>> Start GIVEN DATA
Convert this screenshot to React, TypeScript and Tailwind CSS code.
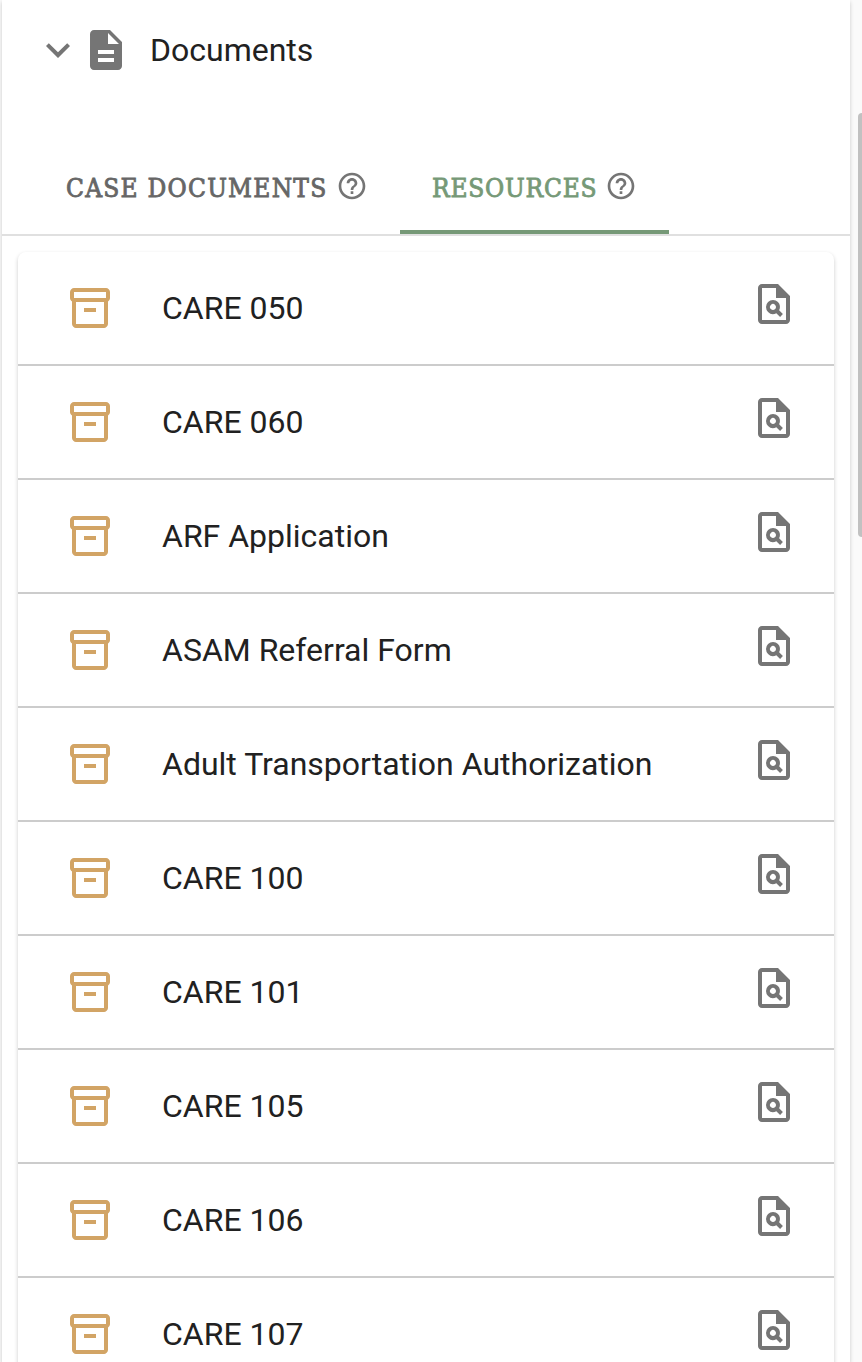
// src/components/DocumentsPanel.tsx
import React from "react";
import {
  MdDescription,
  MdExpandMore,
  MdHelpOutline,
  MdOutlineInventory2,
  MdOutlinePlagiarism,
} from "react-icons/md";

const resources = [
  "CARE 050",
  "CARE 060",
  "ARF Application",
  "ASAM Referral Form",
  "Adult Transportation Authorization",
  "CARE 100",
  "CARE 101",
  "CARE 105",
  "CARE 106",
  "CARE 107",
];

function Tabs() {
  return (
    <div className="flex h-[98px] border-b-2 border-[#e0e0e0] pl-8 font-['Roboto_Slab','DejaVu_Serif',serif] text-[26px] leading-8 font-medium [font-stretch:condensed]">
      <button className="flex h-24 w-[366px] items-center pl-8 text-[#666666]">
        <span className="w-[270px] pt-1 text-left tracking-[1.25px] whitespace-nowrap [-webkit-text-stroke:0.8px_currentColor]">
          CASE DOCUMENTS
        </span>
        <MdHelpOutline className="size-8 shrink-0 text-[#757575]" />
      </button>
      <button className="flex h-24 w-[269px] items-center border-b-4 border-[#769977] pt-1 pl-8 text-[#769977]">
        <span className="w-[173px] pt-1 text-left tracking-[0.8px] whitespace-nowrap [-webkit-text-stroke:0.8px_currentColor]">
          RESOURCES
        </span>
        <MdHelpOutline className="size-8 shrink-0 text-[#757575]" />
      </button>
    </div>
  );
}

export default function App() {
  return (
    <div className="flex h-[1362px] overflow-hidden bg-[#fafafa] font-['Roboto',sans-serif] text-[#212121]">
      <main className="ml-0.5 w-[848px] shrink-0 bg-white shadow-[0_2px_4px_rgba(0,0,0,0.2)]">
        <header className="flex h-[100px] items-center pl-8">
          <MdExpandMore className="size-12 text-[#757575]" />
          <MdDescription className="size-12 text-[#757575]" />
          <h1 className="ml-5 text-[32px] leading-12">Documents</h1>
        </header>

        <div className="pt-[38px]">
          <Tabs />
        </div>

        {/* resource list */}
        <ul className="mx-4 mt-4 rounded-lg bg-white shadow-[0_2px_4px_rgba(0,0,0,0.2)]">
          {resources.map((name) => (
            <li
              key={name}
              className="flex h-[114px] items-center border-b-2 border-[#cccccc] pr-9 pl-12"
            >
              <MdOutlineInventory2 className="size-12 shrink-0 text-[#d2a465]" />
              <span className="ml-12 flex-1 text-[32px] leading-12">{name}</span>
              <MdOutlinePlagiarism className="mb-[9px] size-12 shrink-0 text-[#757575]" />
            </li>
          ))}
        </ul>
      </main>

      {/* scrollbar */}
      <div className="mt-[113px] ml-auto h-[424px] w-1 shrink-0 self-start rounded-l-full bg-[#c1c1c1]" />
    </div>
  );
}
>> End GIVEN DATA
**REQUIREMENTS**: Print the full listing exactly, dropping the pictures.

**RESULT**:
Convert this screenshot to React, TypeScript and Tailwind CSS code.
// src/components/DocumentsPanel.tsx
import React from "react";
import {
  MdDescription,
  MdExpandMore,
  MdHelpOutline,
  MdOutlineInventory2,
  MdOutlinePlagiarism,
} from "react-icons/md";

const resources = [
  "CARE 050",
  "CARE 060",
  "ARF Application",
  "ASAM Referral Form",
  "Adult Transportation Authorization",
  "CARE 100",
  "CARE 101",
  "CARE 105",
  "CARE 106",
  "CARE 107",
];

function Tabs() {
  return (
    <div className="flex h-[98px] border-b-2 border-[#e0e0e0] pl-8 font-['Roboto_Slab','DejaVu_Serif',serif] text-[26px] leading-8 font-medium [font-stretch:condensed]">
      <button className="flex h-24 w-[366px] items-center pl-8 text-[#666666]">
        <span className="w-[270px] pt-1 text-left tracking-[1.25px] whitespace-nowrap [-webkit-text-stroke:0.8px_currentColor]">
          CASE DOCUMENTS
        </span>
        <MdHelpOutline className="size-8 shrink-0 text-[#757575]" />
      </button>
      <button className="flex h-24 w-[269px] items-center border-b-4 border-[#769977] pt-1 pl-8 text-[#769977]">
        <span className="w-[173px] pt-1 text-left tracking-[0.8px] whitespace-nowrap [-webkit-text-stroke:0.8px_currentColor]">
          RESOURCES
        </span>
        <MdHelpOutline className="size-8 shrink-0 text-[#757575]" />
      </button>
    </div>
  );
}

export default function App() {
  return (
    <div className="flex h-[1362px] overflow-hidden bg-[#fafafa] font-['Roboto',sans-serif] text-[#212121]">
      <main className="ml-0.5 w-[848px] shrink-0 bg-white shadow-[0_2px_4px_rgba(0,0,0,0.2)]">
        <header className="flex h-[100px] items-center pl-8">
          <MdExpandMore className="size-12 text-[#757575]" />
          <MdDescription className="size-12 text-[#757575]" />
          <h1 className="ml-5 text-[32px] leading-12">Documents</h1>
        </header>

        <div className="pt-[38px]">
          <Tabs />
        </div>

        {/* resource list */}
        <ul className="mx-4 mt-4 rounded-lg bg-white shadow-[0_2px_4px_rgba(0,0,0,0.2)]">
          {resources.map((name) => (
            <li
              key={name}
              className="flex h-[114px] items-center border-b-2 border-[#cccccc] pr-9 pl-12"
            >
              <MdOutlineInventory2 className="size-12 shrink-0 text-[#d2a465]" />
              <span className="ml-12 flex-1 text-[32px] leading-12">{name}</span>
              <MdOutlinePlagiarism className="mb-[9px] size-12 shrink-0 text-[#757575]" />
            </li>
          ))}
        </ul>
      </main>

      {/* scrollbar */}
      <div className="mt-[113px] ml-auto h-[424px] w-1 shrink-0 self-start rounded-l-full bg-[#c1c1c1]" />
    </div>
  );
}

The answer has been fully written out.